▶ Data excerpt:
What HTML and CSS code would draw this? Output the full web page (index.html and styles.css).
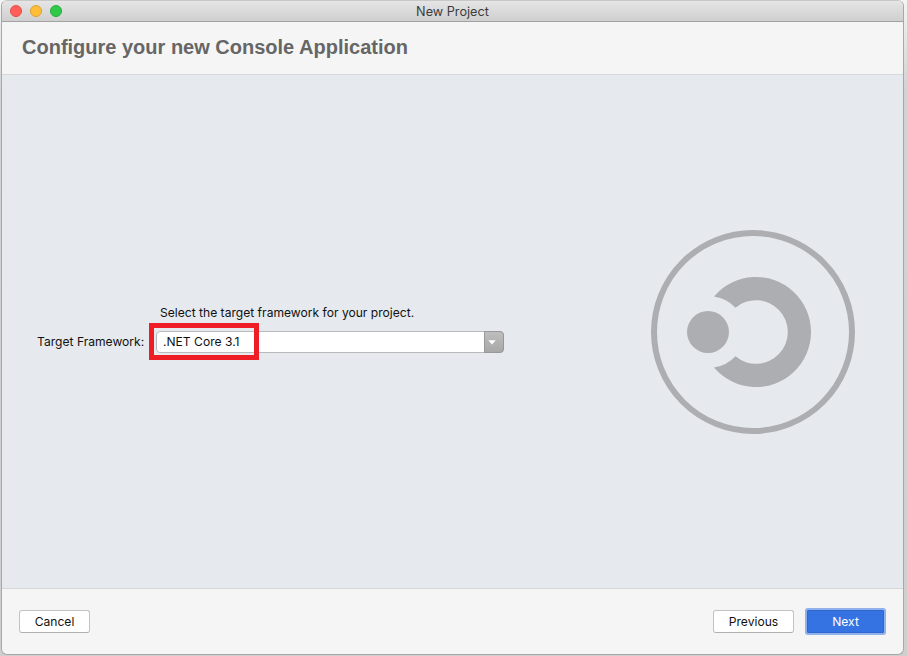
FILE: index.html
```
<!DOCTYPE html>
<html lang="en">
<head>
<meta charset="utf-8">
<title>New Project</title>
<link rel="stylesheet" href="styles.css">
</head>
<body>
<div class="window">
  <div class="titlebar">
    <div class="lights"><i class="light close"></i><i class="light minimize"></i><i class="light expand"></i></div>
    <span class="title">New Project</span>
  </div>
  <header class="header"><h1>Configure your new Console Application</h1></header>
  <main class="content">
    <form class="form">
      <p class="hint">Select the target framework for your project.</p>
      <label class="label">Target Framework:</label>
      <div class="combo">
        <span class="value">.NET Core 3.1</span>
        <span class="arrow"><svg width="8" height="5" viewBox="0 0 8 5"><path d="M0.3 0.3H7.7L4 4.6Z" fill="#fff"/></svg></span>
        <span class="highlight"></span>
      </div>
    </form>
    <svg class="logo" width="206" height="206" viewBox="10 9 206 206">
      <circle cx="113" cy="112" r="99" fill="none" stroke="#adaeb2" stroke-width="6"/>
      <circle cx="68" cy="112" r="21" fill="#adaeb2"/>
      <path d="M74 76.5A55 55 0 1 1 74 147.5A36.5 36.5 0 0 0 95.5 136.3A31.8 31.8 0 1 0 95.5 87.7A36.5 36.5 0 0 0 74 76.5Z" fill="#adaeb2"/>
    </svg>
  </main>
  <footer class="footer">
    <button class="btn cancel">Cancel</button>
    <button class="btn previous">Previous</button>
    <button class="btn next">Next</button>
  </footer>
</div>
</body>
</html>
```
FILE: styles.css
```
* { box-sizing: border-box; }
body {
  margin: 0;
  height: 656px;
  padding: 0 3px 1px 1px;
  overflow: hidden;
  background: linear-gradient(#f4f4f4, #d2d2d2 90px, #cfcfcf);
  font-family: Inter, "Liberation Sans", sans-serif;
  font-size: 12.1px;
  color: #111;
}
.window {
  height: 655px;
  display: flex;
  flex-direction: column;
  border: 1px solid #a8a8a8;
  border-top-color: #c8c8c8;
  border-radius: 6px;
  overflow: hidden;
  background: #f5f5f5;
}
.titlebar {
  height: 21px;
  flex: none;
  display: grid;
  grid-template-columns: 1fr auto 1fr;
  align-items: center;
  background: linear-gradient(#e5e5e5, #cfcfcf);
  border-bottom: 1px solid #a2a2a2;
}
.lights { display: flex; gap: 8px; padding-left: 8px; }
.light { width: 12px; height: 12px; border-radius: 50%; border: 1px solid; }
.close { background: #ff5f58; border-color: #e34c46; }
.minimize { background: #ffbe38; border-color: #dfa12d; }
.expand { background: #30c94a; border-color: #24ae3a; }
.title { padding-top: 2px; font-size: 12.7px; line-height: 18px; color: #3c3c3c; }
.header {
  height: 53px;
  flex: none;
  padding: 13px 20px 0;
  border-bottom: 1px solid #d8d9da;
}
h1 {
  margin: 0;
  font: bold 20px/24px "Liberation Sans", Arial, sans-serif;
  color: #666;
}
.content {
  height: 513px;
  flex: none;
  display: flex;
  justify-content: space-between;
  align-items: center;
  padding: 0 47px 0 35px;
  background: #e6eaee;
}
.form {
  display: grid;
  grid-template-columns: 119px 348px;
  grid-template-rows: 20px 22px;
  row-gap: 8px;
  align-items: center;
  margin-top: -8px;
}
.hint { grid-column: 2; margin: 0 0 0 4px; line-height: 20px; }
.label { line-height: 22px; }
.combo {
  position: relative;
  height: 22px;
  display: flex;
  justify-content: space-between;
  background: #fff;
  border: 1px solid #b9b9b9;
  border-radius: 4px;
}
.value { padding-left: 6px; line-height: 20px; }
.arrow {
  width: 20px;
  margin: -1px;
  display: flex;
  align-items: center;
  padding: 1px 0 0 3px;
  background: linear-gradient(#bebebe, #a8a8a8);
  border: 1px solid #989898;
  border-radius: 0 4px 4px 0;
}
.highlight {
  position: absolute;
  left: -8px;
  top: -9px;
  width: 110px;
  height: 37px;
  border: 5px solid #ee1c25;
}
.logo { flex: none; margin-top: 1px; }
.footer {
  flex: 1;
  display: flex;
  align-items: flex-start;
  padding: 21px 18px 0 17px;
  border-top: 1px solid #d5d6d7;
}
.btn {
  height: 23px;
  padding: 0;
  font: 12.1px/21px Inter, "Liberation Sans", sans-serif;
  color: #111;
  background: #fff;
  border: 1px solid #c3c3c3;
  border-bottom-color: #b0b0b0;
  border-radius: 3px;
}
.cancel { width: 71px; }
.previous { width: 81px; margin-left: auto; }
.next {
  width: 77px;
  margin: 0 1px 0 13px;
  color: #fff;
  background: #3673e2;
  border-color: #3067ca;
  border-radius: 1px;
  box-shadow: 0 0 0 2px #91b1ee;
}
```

▶ Written task:
Show all lines above holding "index".

▶ Output for this exercise:
What HTML and CSS code would draw this? Output the full web page (index.html and styles.css).
FILE: index.html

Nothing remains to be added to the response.